» **Dataset content**:
————

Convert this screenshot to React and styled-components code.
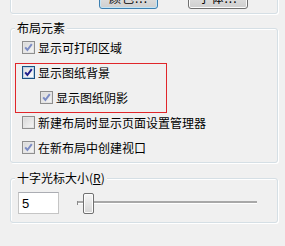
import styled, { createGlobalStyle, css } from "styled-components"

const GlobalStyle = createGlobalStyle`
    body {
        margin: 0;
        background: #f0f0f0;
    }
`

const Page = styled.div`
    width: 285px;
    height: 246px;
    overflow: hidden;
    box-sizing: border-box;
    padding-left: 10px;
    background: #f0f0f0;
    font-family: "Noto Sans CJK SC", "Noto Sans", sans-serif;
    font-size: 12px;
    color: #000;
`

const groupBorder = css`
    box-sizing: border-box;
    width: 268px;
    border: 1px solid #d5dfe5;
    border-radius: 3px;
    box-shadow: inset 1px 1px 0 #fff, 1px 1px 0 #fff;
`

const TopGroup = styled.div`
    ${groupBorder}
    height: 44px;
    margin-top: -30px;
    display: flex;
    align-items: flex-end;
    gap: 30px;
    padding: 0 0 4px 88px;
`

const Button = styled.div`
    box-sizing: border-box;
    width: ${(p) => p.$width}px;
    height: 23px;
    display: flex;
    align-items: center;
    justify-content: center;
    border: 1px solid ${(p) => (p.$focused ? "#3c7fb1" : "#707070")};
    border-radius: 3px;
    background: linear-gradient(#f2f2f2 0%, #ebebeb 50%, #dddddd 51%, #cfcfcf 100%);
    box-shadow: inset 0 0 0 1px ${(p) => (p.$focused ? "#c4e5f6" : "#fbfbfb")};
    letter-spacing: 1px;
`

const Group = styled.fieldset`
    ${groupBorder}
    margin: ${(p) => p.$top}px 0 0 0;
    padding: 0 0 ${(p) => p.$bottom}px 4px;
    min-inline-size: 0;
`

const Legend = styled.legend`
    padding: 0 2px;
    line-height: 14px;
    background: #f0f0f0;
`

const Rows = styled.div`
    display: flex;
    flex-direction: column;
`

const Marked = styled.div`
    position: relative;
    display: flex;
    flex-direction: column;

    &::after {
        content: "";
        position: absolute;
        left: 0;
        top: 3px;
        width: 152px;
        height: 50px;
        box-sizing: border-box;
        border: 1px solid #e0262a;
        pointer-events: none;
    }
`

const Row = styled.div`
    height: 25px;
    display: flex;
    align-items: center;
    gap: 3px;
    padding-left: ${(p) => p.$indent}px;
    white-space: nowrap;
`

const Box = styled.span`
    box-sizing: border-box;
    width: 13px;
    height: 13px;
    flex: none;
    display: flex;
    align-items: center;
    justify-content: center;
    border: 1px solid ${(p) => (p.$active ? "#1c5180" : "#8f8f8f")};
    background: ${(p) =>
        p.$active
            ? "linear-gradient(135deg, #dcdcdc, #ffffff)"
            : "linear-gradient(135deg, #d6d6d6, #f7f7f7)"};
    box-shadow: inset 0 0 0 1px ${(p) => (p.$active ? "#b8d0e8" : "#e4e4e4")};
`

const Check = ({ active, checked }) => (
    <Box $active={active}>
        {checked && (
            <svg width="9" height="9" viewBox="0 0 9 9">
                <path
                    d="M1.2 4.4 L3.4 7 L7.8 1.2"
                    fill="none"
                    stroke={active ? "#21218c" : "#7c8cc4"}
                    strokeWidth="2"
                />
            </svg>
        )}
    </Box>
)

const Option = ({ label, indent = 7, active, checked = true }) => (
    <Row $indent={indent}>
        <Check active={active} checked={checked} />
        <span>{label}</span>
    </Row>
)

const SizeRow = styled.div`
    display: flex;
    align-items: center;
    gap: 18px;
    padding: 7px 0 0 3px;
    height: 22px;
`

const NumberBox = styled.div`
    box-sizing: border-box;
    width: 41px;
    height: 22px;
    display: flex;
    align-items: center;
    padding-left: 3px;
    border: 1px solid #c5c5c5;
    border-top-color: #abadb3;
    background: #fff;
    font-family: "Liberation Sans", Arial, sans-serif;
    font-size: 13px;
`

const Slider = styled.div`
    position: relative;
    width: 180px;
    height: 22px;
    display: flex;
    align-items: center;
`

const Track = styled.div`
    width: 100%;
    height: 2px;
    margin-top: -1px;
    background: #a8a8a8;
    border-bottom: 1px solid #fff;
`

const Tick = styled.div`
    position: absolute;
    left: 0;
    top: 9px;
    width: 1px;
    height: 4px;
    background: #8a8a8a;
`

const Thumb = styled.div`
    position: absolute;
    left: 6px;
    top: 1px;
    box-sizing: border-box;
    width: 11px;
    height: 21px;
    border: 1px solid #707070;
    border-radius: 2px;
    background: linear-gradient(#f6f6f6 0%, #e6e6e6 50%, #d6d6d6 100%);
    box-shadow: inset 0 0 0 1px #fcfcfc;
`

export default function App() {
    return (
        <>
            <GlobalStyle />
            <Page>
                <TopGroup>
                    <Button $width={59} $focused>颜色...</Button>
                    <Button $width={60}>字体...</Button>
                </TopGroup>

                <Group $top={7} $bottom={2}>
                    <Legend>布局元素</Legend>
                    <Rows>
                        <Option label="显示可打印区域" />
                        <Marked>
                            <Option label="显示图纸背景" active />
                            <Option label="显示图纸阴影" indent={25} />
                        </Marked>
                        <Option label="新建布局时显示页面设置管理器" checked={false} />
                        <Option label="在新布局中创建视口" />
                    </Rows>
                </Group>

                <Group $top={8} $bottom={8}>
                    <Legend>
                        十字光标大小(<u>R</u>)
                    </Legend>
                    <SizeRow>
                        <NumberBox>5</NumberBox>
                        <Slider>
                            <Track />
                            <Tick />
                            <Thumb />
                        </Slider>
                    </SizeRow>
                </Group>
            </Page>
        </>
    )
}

————

» **What to do**: Working from the lines above, reproduce the material exactly and exclude its pictures.

» **Result of the task**:
Convert this screenshot to React and styled-components code.
import styled, { createGlobalStyle, css } from "styled-components"

const GlobalStyle = createGlobalStyle`
    body {
        margin: 0;
        background: #f0f0f0;
    }
`

const Page = styled.div`
    width: 285px;
    height: 246px;
    overflow: hidden;
    box-sizing: border-box;
    padding-left: 10px;
    background: #f0f0f0;
    font-family: "Noto Sans CJK SC", "Noto Sans", sans-serif;
    font-size: 12px;
    color: #000;
`

const groupBorder = css`
    box-sizing: border-box;
    width: 268px;
    border: 1px solid #d5dfe5;
    border-radius: 3px;
    box-shadow: inset 1px 1px 0 #fff, 1px 1px 0 #fff;
`

const TopGroup = styled.div`
    ${groupBorder}
    height: 44px;
    margin-top: -30px;
    display: flex;
    align-items: flex-end;
    gap: 30px;
    padding: 0 0 4px 88px;
`

const Button = styled.div`
    box-sizing: border-box;
    width: ${(p) => p.$width}px;
    height: 23px;
    display: flex;
    align-items: center;
    justify-content: center;
    border: 1px solid ${(p) => (p.$focused ? "#3c7fb1" : "#707070")};
    border-radius: 3px;
    background: linear-gradient(#f2f2f2 0%, #ebebeb 50%, #dddddd 51%, #cfcfcf 100%);
    box-shadow: inset 0 0 0 1px ${(p) => (p.$focused ? "#c4e5f6" : "#fbfbfb")};
    letter-spacing: 1px;
`

const Group = styled.fieldset`
    ${groupBorder}
    margin: ${(p) => p.$top}px 0 0 0;
    padding: 0 0 ${(p) => p.$bottom}px 4px;
    min-inline-size: 0;
`

const Legend = styled.legend`
    padding: 0 2px;
    line-height: 14px;
    background: #f0f0f0;
`

const Rows = styled.div`
    display: flex;
    flex-direction: column;
`

const Marked = styled.div`
    position: relative;
    display: flex;
    flex-direction: column;

    &::after {
        content: "";
        position: absolute;
        left: 0;
        top: 3px;
        width: 152px;
        height: 50px;
        box-sizing: border-box;
        border: 1px solid #e0262a;
        pointer-events: none;
    }
`

const Row = styled.div`
    height: 25px;
    display: flex;
    align-items: center;
    gap: 3px;
    padding-left: ${(p) => p.$indent}px;
    white-space: nowrap;
`

const Box = styled.span`
    box-sizing: border-box;
    width: 13px;
    height: 13px;
    flex: none;
    display: flex;
    align-items: center;
    justify-content: center;
    border: 1px solid ${(p) => (p.$active ? "#1c5180" : "#8f8f8f")};
    background: ${(p) =>
        p.$active
            ? "linear-gradient(135deg, #dcdcdc, #ffffff)"
            : "linear-gradient(135deg, #d6d6d6, #f7f7f7)"};
    box-shadow: inset 0 0 0 1px ${(p) => (p.$active ? "#b8d0e8" : "#e4e4e4")};
`

const Check = ({ active, checked }) => (
    <Box $active={active}>
        {checked && (
            <svg width="9" height="9" viewBox="0 0 9 9">
                <path
                    d="M1.2 4.4 L3.4 7 L7.8 1.2"
                    fill="none"
                    stroke={active ? "#21218c" : "#7c8cc4"}
                    strokeWidth="2"
                />
            </svg>
        )}
    </Box>
)

const Option = ({ label, indent = 7, active, checked = true }) => (
    <Row $indent={indent}>
        <Check active={active} checked={checked} />
        <span>{label}</span>
    </Row>
)

const SizeRow = styled.div`
    display: flex;
    align-items: center;
    gap: 18px;
    padding: 7px 0 0 3px;
    height: 22px;
`

const NumberBox = styled.div`
    box-sizing: border-box;
    width: 41px;
    height: 22px;
    display: flex;
    align-items: center;
    padding-left: 3px;
    border: 1px solid #c5c5c5;
    border-top-color: #abadb3;
    background: #fff;
    font-family: "Liberation Sans", Arial, sans-serif;
    font-size: 13px;
`

const Slider = styled.div`
    position: relative;
    width: 180px;
    height: 22px;
    display: flex;
    align-items: center;
`

const Track = styled.div`
    width: 100%;
    height: 2px;
    margin-top: -1px;
    background: #a8a8a8;
    border-bottom: 1px solid #fff;
`

const Tick = styled.div`
    position: absolute;
    left: 0;
    top: 9px;
    width: 1px;
    height: 4px;
    background: #8a8a8a;
`

const Thumb = styled.div`
    position: absolute;
    left: 6px;
    top: 1px;
    box-sizing: border-box;
    width: 11px;
    height: 21px;
    border: 1px solid #707070;
    border-radius: 2px;
    background: linear-gradient(#f6f6f6 0%, #e6e6e6 50%, #d6d6d6 100%);
    box-shadow: inset 0 0 0 1px #fcfcfc;
`

export default function App() {
    return (
        <>
            <GlobalStyle />
            <Page>
                <TopGroup>
                    <Button $width={59} $focused>颜色...</Button>
                    <Button $width={60}>字体...</Button>
                </TopGroup>

                <Group $top={7} $bottom={2}>
                    <Legend>布局元素</Legend>
                    <Rows>
                        <Option label="显示可打印区域" />
                        <Marked>
                            <Option label="显示图纸背景" active />
                            <Option label="显示图纸阴影" indent={25} />
                        </Marked>
                        <Option label="新建布局时显示页面设置管理器" checked={false} />
                        <Option label="在新布局中创建视口" />
                    </Rows>
                </Group>

                <Group $top={8} $bottom={8}>
                    <Legend>
                        十字光标大小(<u>R</u>)
                    </Legend>
                    <SizeRow>
                        <NumberBox>5</NumberBox>
                        <Slider>
                            <Track />
                            <Tick />
                            <Thumb />
                        </Slider>
                    </SizeRow>
                </Group>
            </Page>
        </>
    )
}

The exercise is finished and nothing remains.